King Arthur’s court has been featured in stories since the 5th Century, beginning with the oral tradition and taking root forever with the advent of books. The legend of Arthur is a mystery still, and likely always will be. There are academic and historical opinions as to who he may have been, including the possibility he is based on more than one person. Regardless of how Arthur came about, he has had a massive cultural influence over more than a thousand years. Robin Hood and his band of merry men have a very Arthurian bent, and J.R.R. Tolkien’s Lord of the Rings has been thought by many to also have been fashioned by the legend, including the forging of an important, named sword.

2. Big Brother:   Propaganda


George Orwell’s Nineteen Eighty-Four brought the world the ominous image of the oppressive omnipresent dictator with access to unlimited technology. The term “Orwellian” is synonymous with constant monitoring with not quite malevolent, but certainly insidiously controlling intent. Oceania has proved eerily prescient of many cities in the world today; police can intercept people within minutes due to the many cameras we now have monitoring public places, and governments and corporations track us through our computers, cell phones and more, as illustrated by last year’s Edward Snowden scandal. Big Brother is, apparently, alive and well.

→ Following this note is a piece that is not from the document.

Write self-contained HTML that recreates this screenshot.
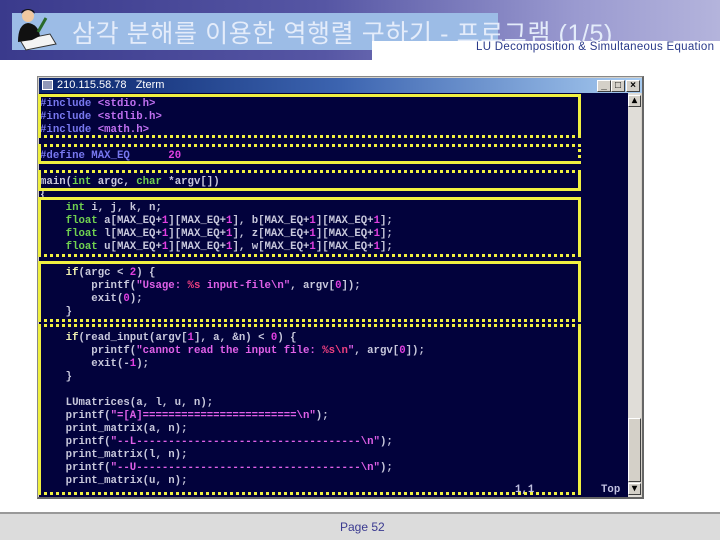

1. The Marlboro Man:   Commerce


This iconic figure used in advertising for 45 years is perhaps the biggest breakthrough advertising ever had. The original billboard and magazine figurehead, the Marlboro Man was perhaps the first character who was not in TV or film to be played by more than one actor. To this day, the ad campaign that popularized him is said to be one of the greatest of all time. In its day it was more than original—it was unprecedented, and carved a path for thousands of advertising campaigns to come. That spells dollars, and what has more influence than that?